Segundo os dados da Direção-Geral de Estatísticas de Educação e Ciência, quase metade dos docentes do ensino superior são "convidados", onde se incluem monitores, leitores, assistentes e professores das diversas categorias. Os ‘docentes convidados’ são contratados a termo certo e em regime de tempo parcial, não estando integrados na carreira. Daqui resulta, como bem se compreende, que uma parte significativa dos docentes do ensino superior em Portugal está contratado a termo, recebe uma remuneração reduzida, uma vez que se vê forçada a exercer funções a tempo parcial, e não goza dos direitos e garantias concedidos aos docentes de carreira. Em virtude deste quadro indigno, muitos dos docentes convidados são impelidos a desempenhar, simultaneamente, outras funções profissionais não docentes, de modo a obter um rendimento que permita cobrir as despesas pessoais e familiares. Esta necessidade de desdobramento profissional torna-se ainda mais afrontosa se compararmos o número de horas lecionadas pelas duas categorias, verificando-se que os docentes não integrados na carreira frequentemente lecionam mais horas dos que os colegas integrados na carreira (apesar de auferirem remunerações inferiores) por não lhes serem aplicáveis os limites horários previstos para a carreira docente.
O recurso à contratação de docentes convidados, em detrimento da integração dos docentes na carreira, deveria ser, nos termos da lei, excecional. Todavia, ao longo das últimas décadas, tem se verificado o uso sistemático desta figura como forma de contornar o subfinanciamento crónico das instituições de ensino superior. Tanto para os docentes como para as instituições de acolhimento, o recurso a esta categoria é, muitas vezes, a única alternativa a deixar esvaziar o ensino superior de docentes.
Cabe ainda dizer que, embora gozem de maior estabilidade e salários mais justos, os docentes de carreira também enfrentam múltiplos constrangimentos no exercício das suas funções. Desde logo, estão sujeitos a um sistema de avaliação completamente divorciado dos ideais humanistas que inspiraram a ideia de universidade. Trata-se de um sistema assente em indicadores de produtividade que tornam a academia um espaço de estandardização e concorrência, onde a qualidade pedagógica está subalternizada a métricas que nada dizem sobre a qualidade do ensino ministrado. Também para os docentes de carreira se impõe uma "lógica de sobrevivência", estando a progressão na carreira dependente do cumprimento de exigências hercúleas e injustificáveis.

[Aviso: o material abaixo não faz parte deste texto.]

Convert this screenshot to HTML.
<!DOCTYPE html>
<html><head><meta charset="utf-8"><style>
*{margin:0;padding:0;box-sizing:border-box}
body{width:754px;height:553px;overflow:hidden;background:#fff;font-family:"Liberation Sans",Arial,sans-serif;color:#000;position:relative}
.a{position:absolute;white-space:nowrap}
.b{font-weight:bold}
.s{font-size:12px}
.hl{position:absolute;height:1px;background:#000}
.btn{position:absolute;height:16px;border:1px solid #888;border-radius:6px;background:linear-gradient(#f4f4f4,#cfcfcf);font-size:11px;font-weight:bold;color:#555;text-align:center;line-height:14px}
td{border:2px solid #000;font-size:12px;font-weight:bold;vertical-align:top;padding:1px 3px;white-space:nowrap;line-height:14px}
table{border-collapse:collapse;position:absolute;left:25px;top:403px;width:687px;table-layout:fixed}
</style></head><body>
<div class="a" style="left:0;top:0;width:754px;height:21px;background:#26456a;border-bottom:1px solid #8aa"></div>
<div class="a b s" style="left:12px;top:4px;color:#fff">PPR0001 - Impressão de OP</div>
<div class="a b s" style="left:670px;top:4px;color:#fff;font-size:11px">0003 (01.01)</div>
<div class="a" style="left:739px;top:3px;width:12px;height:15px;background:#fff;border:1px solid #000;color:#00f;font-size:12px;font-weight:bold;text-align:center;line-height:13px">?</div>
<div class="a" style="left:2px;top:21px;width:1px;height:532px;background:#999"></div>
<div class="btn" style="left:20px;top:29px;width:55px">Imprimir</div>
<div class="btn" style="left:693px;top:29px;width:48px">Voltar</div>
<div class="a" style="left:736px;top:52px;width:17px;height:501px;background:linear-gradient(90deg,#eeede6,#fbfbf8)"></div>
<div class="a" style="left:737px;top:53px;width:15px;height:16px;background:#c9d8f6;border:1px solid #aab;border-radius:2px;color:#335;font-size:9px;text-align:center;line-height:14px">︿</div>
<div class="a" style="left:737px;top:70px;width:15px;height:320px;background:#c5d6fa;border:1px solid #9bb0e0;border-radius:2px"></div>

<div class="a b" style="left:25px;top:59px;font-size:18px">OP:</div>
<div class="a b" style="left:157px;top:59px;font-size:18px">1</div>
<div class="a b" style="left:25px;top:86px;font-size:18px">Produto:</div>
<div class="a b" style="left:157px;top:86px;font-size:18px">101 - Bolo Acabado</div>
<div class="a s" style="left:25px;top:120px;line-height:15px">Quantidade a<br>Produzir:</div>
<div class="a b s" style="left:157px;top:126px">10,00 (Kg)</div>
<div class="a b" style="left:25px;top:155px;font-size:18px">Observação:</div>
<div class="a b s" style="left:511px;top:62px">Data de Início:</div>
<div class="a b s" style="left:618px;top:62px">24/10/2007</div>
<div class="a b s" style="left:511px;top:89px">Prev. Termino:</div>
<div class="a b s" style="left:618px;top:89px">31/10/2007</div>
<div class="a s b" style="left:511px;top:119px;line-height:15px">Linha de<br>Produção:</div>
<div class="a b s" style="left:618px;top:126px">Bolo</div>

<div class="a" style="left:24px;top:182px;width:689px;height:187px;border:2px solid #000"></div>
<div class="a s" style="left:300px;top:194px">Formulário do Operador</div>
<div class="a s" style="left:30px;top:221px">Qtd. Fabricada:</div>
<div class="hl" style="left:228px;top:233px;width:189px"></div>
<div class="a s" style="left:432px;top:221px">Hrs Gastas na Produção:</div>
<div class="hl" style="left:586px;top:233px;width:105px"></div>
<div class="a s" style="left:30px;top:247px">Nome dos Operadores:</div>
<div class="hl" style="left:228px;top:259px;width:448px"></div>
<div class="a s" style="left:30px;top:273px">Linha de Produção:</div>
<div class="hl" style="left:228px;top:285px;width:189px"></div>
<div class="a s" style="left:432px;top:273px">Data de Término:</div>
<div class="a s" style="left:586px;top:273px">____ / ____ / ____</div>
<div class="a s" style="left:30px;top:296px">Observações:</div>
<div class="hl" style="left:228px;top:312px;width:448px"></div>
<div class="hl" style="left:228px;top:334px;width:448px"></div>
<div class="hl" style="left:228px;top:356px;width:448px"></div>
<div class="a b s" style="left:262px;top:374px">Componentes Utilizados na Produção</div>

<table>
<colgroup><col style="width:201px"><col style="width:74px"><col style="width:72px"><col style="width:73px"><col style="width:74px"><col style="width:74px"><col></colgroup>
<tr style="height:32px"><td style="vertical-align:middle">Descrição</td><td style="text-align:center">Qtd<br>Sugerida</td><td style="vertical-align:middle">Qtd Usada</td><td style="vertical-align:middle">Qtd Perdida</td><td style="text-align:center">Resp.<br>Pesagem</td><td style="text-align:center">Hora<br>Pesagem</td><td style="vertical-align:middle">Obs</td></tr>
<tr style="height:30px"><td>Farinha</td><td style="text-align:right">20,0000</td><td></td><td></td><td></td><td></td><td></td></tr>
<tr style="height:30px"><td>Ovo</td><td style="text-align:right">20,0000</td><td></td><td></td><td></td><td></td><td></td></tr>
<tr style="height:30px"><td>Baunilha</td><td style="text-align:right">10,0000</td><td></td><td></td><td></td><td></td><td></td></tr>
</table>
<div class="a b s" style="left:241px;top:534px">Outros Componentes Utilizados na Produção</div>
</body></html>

A obsessão com a eficácia e com a performance tem, portanto, condicionado a carreira académica de forma estrutural. No plano macro, tem forçado as instituições de ensino superior a depender de mão de obra precária e de baixos salários; e internamente tem atirado os docentes do ensino superior para uma corrida destrutiva que os obriga a focarem-se em tudo menos na qualidade pedagógica do ensino. Também neste contexto, como no setor da ciência e investigação, as condições de exercício da profissão produzem um duplo efeito nefasto. Por um lado, uma carreira com estas caraterísticas não é convidativa para nenhum jovem recém-formado. A perspetiva de anos, se não décadas, de instabilidade, rendimentos parciais e exigência de produção sobre-humana afastam, compreensivelmente, a maioria dos potenciais interessados. Também aqui, portanto, se deveria focar o debate em torno da "fuga de cérebros", em vez de nos habituais incentivos bacocos à permanência em Portugal. Por outro lado, quanto aos que optam por lutar por um lugar na carreira, o modelo implementado, não só é tortuoso do ponto de vista psicológico, como é muitíssimo prejudicial para a qualidade do ensino superior português. Exercendo múltiplas funções, dentro e fora da academia, os docentes não encontram nem tempo nem espaço mental para se dedicarem cuidadamente àquela que deveria ser a sua tarefa principal: ensinar. Como bem se compreende, além de nocivo para os próprios, este sistema prejudica também os alunos e as próprias instituições de ensino superior. O nível pedagógico de uma instituição nunca poderá ser excelente se uma parcela significativa do corpo docente trabalha a tempo parcial, cansado e desmotivado.
Se a investigação deveria ser encarada como despretensiosa arte do conhecimento, a docência haveria de ser reconhecida como a arte de aprender e ensinar. O processo dialético entre a aprendizagem e o ensino, sem o qual não há verdadeira docência, leva tempo e exige um espírito disponível. O atual modelo da carreira académica em Portugal é tudo menos isso – é pressão, ansiedade e precariedade.
Uma sociedade próspera depende de uma academia livre e vibrante, e só há liberdade onde as pessoas trabalham com segurança, direitos e tranquilidade. Acabo por isso como terminei a crónica irmã desta: Enquanto continuarmos a insistir numa austeridade economicista na academia em Portugal, continuaremos a condenar o país a ser uma fração daquilo que poderia ser.